-- Your goal --
State the number of lines, and only that number, in which the word "this" appears.

--- Start of Supplied material ---

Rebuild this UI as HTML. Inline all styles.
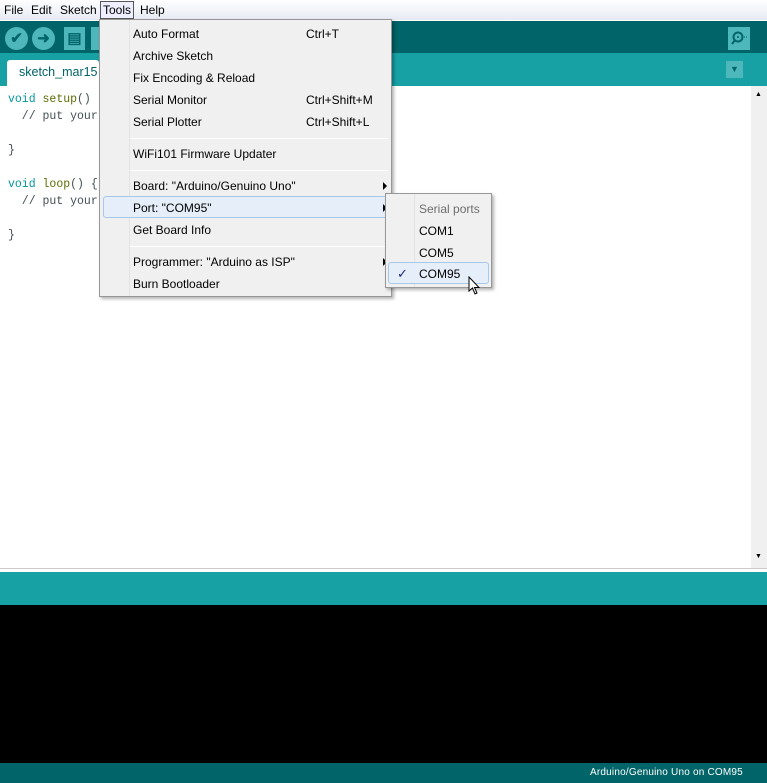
<!DOCTYPE html>
<html><head><style>
*{margin:0;padding:0;box-sizing:border-box}
body{width:767px;height:783px;overflow:hidden;position:relative;font-family:"Liberation Sans",sans-serif;font-size:12px;background:#fff}
.abs{position:absolute}
#menubar{left:0;top:0;width:767px;height:20px;background:linear-gradient(#fff,#e6eaf3);}
#menubar span{position:absolute;top:3px}
#tool{left:0;top:20px;width:767px;height:33px;background:#006468;border-top:1px solid #fff}
.btn{position:absolute;top:6px;width:23px;height:23px;border-radius:50%;background:#4db7bb;color:#006468;font-size:15px;font-weight:bold;text-align:center;line-height:23px}
#tabs{left:0;top:53px;width:767px;height:33px;background:#17a1a5}
#tab{left:7px;top:60px;width:92px;height:26px;background:#fff;border-radius:3px 3px 0 0;color:#006468;font-size:12.5px;padding:5px 0 0 12px}
pre{position:absolute;left:8px;top:91px;font-family:"Liberation Mono",monospace;font-size:11.5px;line-height:17px;color:#434f54}
#sb{left:751px;top:86px;width:16px;height:482px;background:#f0f0f0}
#menu{left:99px;top:19px;width:293px;height:278px;background:#f0f0f0;border:1px solid #979797;box-shadow:2px 2px 3px rgba(0,0,0,.3)}
.mi{position:absolute;left:33px;font-size:12px;color:#000}
.sc{position:absolute;left:206px}
.sep{position:absolute;left:30px;width:258px;height:1px;background:#d7d7d7;border-bottom:1px solid #fff}
#sub{left:385px;top:193px;width:107px;height:95px;background:#f0f0f0;border:1px solid #979797;box-shadow:2px 2px 3px rgba(0,0,0,.3)}
.arr{position:absolute;left:283px;width:0;height:0;border-left:4px solid #000;border-top:4px solid transparent;border-bottom:4px solid transparent}
</style></head><body>
<div id="menubar" class="abs"><span style="left:4px">File</span><span style="left:31px">Edit</span><span style="left:60px">Sketch</span><span style="left:100px;top:1px;border:1px solid #555;padding:1px 2px;background:#eef;">Tools</span><span style="left:140px">Help</span></div>
<div id="tool" class="abs">
<div class="btn" style="left:5px">✔</div><div class="btn" style="left:32px">➜</div>
<div class="btn" style="left:64px;border-radius:0;width:21px">▤</div><div class="btn" style="left:91px;border-radius:0;width:8px"></div>
<div class="btn" style="left:728px;border-radius:0;width:22px"><svg width="22" height="23" viewBox="0 0 22 23"><circle cx="10" cy="10" r="4.5" fill="none" stroke="#006468" stroke-width="2"/><path d="M7 13 L4 17" stroke="#006468" stroke-width="2"/><circle cx="10" cy="10" r="1" fill="#006468"/><path d="M16 10h1M18 10h1" stroke="#006468"/></svg></div></div>
<div id="tabs" class="abs"><div class="abs" style="left:726px;top:8px;width:17px;height:17px;background:#4db7bb;color:#006468;font-size:9px;text-align:center;line-height:17px">▼</div></div>
<div id="tab" class="abs">sketch_mar15</div>
<pre><span style="color:#00979c">void</span> <span style="color:#5e6d03">setup</span>()
  // put your

}

<span style="color:#00979c">void</span> <span style="color:#5e6d03">loop</span>() {
  // put your

}</pre>
<div id="sb" class="abs"><div style="position:absolute;left:4px;top:5px;font-size:7px">▲</div><div style="position:absolute;left:4px;top:467px;font-size:7px">▼</div></div>
<div class="abs" style="left:0;top:568px;width:767px;height:4px;background:#fff;border-top:1px solid #ccc"></div>
<div class="abs" style="left:0;top:572px;width:767px;height:33px;background:#17a1a5"></div>
<div class="abs" style="left:0;top:605px;width:767px;height:158px;background:#000"></div>
<div class="abs" style="left:0;top:763px;width:767px;height:20px;background:#006468;color:#fff;font-size:10px"><span style="position:absolute;left:590px;top:4px;letter-spacing:.2px">Arduino/Genuino Uno on COM95</span></div>
<div id="menu" class="abs">
<div class="abs" style="left:29px;top:0;width:1px;height:276px;background:#e2e3e3"></div>
<div class="mi" style="top:7px">Auto Format</div><div class="mi sc" style="top:7px">Ctrl+T</div>
<div class="mi" style="top:29px">Archive Sketch</div>
<div class="mi" style="top:51px">Fix Encoding &amp; Reload</div>
<div class="mi" style="top:73px">Serial Monitor</div><div class="mi sc" style="top:73px">Ctrl+Shift+M</div>
<div class="mi" style="top:95px">Serial Plotter</div><div class="mi sc" style="top:95px">Ctrl+Shift+L</div>
<div class="sep" style="top:118px"></div>
<div class="mi" style="top:127px">WiFi101 Firmware Updater</div>
<div class="sep" style="top:150px"></div>
<div class="mi" style="top:159px">Board: "Arduino/Genuino Uno"</div><div class="arr" style="top:162px"></div>
<div class="abs" style="left:3px;top:176px;width:285px;height:22px;background:#e5eef9;border:1px solid #a8c8ea;border-radius:3px"></div>
<div class="mi" style="top:181px">Port: "COM95"</div><div class="arr" style="top:184px"></div>
<div class="mi" style="top:203px">Get Board Info</div>
<div class="sep" style="top:226px"></div>
<div class="mi" style="top:235px">Programmer: "Arduino as ISP"</div><div class="arr" style="top:238px"></div>
<div class="mi" style="top:257px">Burn Bootloader</div>
</div>
<div id="sub" class="abs">
<div class="abs" style="left:28px;top:0;width:1px;height:93px;background:#e2e3e3"></div>
<div class="mi" style="left:33px;top:8px;color:#6d6d6d">Serial ports</div>
<div class="mi" style="top:30px">COM1</div>
<div class="mi" style="top:52px">COM5</div>
<div class="abs" style="left:2px;top:68px;width:101px;height:22px;background:#e5eef9;border:1px solid #a8c8ea;border-radius:3px"></div>
<div class="mi" style="left:11px;top:72px;color:#1d2a7a;font-size:13px">✓</div>
<div class="mi" style="top:73px">COM95</div>
</div>
<svg class="abs" style="left:468px;top:276px" width="13" height="20" viewBox="0 0 13 20"><path d="M1 1 L1 15 L4.5 12 L7 18 L9 17 L6.5 11.5 L11 11.5 Z" fill="#fff" stroke="#000" stroke-width="1"/></svg>
</body></html>
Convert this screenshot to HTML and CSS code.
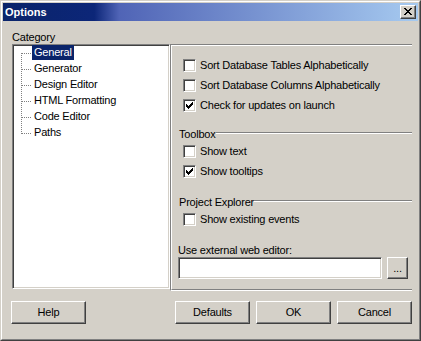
FILE: index.html
```html
<!DOCTYPE html>
<html>
<head>
<meta charset="utf-8">
<title>Options</title>
<link rel="stylesheet" href="styles.css">
</head>
<body>
<div class="window">
  <div class="frame">
    <div class="titlebar">
      <span class="title">Options</span>
      <div class="closebtn raised">
        <svg width="8" height="7" viewBox="0 0 8 7" shape-rendering="crispEdges"><path fill="#000" d="M0 0h2v1h-2zM6 0h2v1h-2zM1 1h2v1h-2zM5 1h2v1h-2zM2 2h4v1h-4zM3 3h2v1h-2zM2 4h4v1h-4zM1 5h2v1h-2zM5 5h2v1h-2zM0 6h2v1h-2zM6 6h2v1h-2z"/></svg>
      </div>
    </div>
    <div class="client">
      <div class="main">
        <div class="leftcol">
          <div class="label">Category</div>
          <div class="tree sunken">
            <ul class="items">
              <li class="item first"><span class="branch"></span><span class="text selected">General</span></li>
              <li class="item"><span class="branch"></span><span class="text">Generator</span></li>
              <li class="item"><span class="branch"></span><span class="text">Design Editor</span></li>
              <li class="item"><span class="branch"></span><span class="text">HTML Formatting</span></li>
              <li class="item"><span class="branch"></span><span class="text">Code Editor</span></li>
              <li class="item last"><span class="branch"></span><span class="text">Paths</span></li>
            </ul>
          </div>
        </div>
        <div class="panel">
          <div class="panel-inner">
            <div class="check"><span class="cb sunken"></span><span class="cb-text">Sort Database Tables Alphabetically</span></div>
            <div class="check"><span class="cb sunken"></span><span class="cb-text">Sort Database Columns Alphabetically</span></div>
            <div class="check"><span class="cb sunken"><svg width="7" height="7" viewBox="0 0 7 7" shape-rendering="crispEdges"><path fill="#000" d="M6 0h1v3h-1zM5 1h1v3h-1zM4 2h1v3h-1zM3 3h1v3h-1zM2 4h1v3h-1zM1 3h1v3h-1zM0 2h1v3h-1z"/></svg></span><span class="cb-text">Check for updates on launch</span></div>

            <div class="group-header gh-toolbox"><span class="gh-text">Toolbox</span><span class="gh-line"></span></div>
            <div class="check"><span class="cb sunken"></span><span class="cb-text">Show text</span></div>
            <div class="check"><span class="cb sunken"><svg width="7" height="7" viewBox="0 0 7 7" shape-rendering="crispEdges"><path fill="#000" d="M6 0h1v3h-1zM5 1h1v3h-1zM4 2h1v3h-1zM3 3h1v3h-1zM2 4h1v3h-1zM1 3h1v3h-1zM0 2h1v3h-1z"/></svg></span><span class="cb-text">Show tooltips</span></div>

            <div class="group-header gh-project"><span class="gh-text">Project Explorer</span><span class="gh-line"></span></div>
            <div class="check"><span class="cb sunken"></span><span class="cb-text">Show existing events</span></div>

            <div class="editor-label">Use external web editor:</div>
            <div class="editor-row">
              <div class="field sunken"></div>
              <div class="btn raised browse">...</div>
            </div>
          </div>
        </div>
      </div>
      <div class="footer">
        <div class="btn raised help">Help</div>
        <div class="btn raised defaults">Defaults</div>
        <div class="btn raised">OK</div>
        <div class="btn raised">Cancel</div>
      </div>
    </div>
  </div>
</div>
</body>
</html>
```
FILE: styles.css
```css
html, body {
  margin: 0;
  padding: 0;
}
body {
  width: 421px;
  height: 341px;
  overflow: hidden;
  background: #d4d0c8;
  font-family: "Liberation Sans", Arial, sans-serif;
  font-size: 11px;
  letter-spacing: -0.2px;
  color: #000;
}
.window {
  width: 421px;
  height: 341px;
  box-sizing: border-box;
  border: 1px solid;
  border-color: #d4d0c8 #404040 #404040 #d4d0c8;
  background: #d4d0c8;
}
.frame {
  height: 100%;
  box-sizing: border-box;
  border: 1px solid;
  border-color: #fff #808080 #808080 #fff;
  padding: 1px;
  display: flex;
  flex-direction: column;
}
.raised {
  box-sizing: border-box;
  background: #d4d0c8;
  border: 1px solid;
  border-color: #fff #404040 #404040 #fff;
  box-shadow: inset -1px -1px #808080, inset 1px 1px #d4d0c8;
}
.sunken {
  box-sizing: border-box;
  background: #fff;
  border: 1px solid;
  border-color: #808080 #fff #fff #808080;
  box-shadow: inset 1px 1px #404040, inset -1px -1px #d4d0c8;
}
.titlebar {
  flex: none;
  height: 18px;
  display: flex;
  align-items: center;
  padding: 0 2px;
  background: linear-gradient(to right, #0a246a 0, #0c2678 22%, #5064b6 28%, #a6caf0 100%);
}
.title {
  flex: 1;
  color: #fff;
  font-weight: bold;
  line-height: 18px;
  letter-spacing: 0;
}
.closebtn {
  width: 16px;
  height: 14px;
  padding: 2px 0 0 3px;
}
.closebtn svg {
  display: block;
}
.client {
  flex: 1;
  display: flex;
  flex-direction: column;
  padding: 10px 6px 0 9px;
}
.main {
  display: flex;
}
.leftcol {
  width: 158px;
  flex: none;
}
.label {
  line-height: 13px;
  height: 13px;
}
.tree {
  height: 245px;
}
.items {
  list-style: none;
  margin: 0;
  padding: 0;
}
.item {
  display: flex;
  align-items: flex-start;
  height: 16px;
}
.branch {
  flex: none;
  width: 19px;
  height: 16px;
  background-image:
    repeating-linear-gradient(to right, #808080 0 1px, transparent 1px 2px),
    repeating-linear-gradient(to bottom, #808080 0 1px, transparent 1px 2px);
  background-repeat: no-repeat;
  background-size: 10px 1px, 1px 16px;
  background-position: 9px 8px, 8px 0;
}
.item.first .branch {
  background-size: 10px 1px, 1px 8px;
  background-position: 9px 8px, 8px 8px;
}
.item.last .branch {
  background-size: 10px 1px, 1px 9px;
  background-position: 9px 8px, 8px 0;
}
.text {
  line-height: 15px;
  height: 15px;
  padding: 0 2px;
  white-space: nowrap;
}
.text.selected {
  background: #0a246a;
  color: #fff;
}
.panel {
  width: 242px;
  height: 247px;
  margin-top: 13px;
  box-sizing: border-box;
  border-top: 1px solid #808080;
  border-left: 1px solid #808080;
  border-bottom: 1px solid #fff;
}
.panel-inner {
  height: 100%;
  box-sizing: border-box;
  border-top: 1px solid #fff;
  border-left: 1px solid #fff;
  border-bottom: 1px solid #808080;
  padding: 9px 0 0 6px;
  display: flex;
  flex-direction: column;
}
.check {
  display: flex;
  align-items: center;
  height: 20px;
  padding-left: 5px;
  white-space: nowrap;
}
.cb {
  flex: none;
  width: 13px;
  height: 13px;
  padding: 2px;
  margin-right: 4px;
}
.cb svg {
  display: block;
}
.cb-text {
  line-height: 13px;
}
.group-header {
  display: flex;
  align-items: center;
  height: 14px;
}
.gh-toolbox {
  margin-top: 12px;
}
.gh-project {
  margin-top: 14px;
}
.gh-text {
  padding-left: 1px;
  line-height: 14px;
  white-space: nowrap;
}
.gh-line {
  flex: 1;
  height: 0;
  margin-top: -2px;
  border-top: 1px solid #808080;
  border-bottom: 1px solid #fff;
}
.editor-label {
  margin-top: 15px;
  line-height: 13px;
  height: 13px;
}
.editor-row {
  display: flex;
}
.field {
  width: 204px;
  height: 22px;
}
.btn {
  display: flex;
  align-items: center;
  justify-content: center;
  line-height: 13px;
}
.browse {
  width: 21px;
  height: 22px;
  margin-left: 5px;
}
.footer {
  display: flex;
  margin-top: 10px;
  gap: 6px;
}
.footer .btn {
  width: 75px;
  height: 23px;
}
.help {
  margin-left: -1px;
}
.defaults {
  margin-left: auto;
}
```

--- End of Supplied material ---

-- Correct answer --
2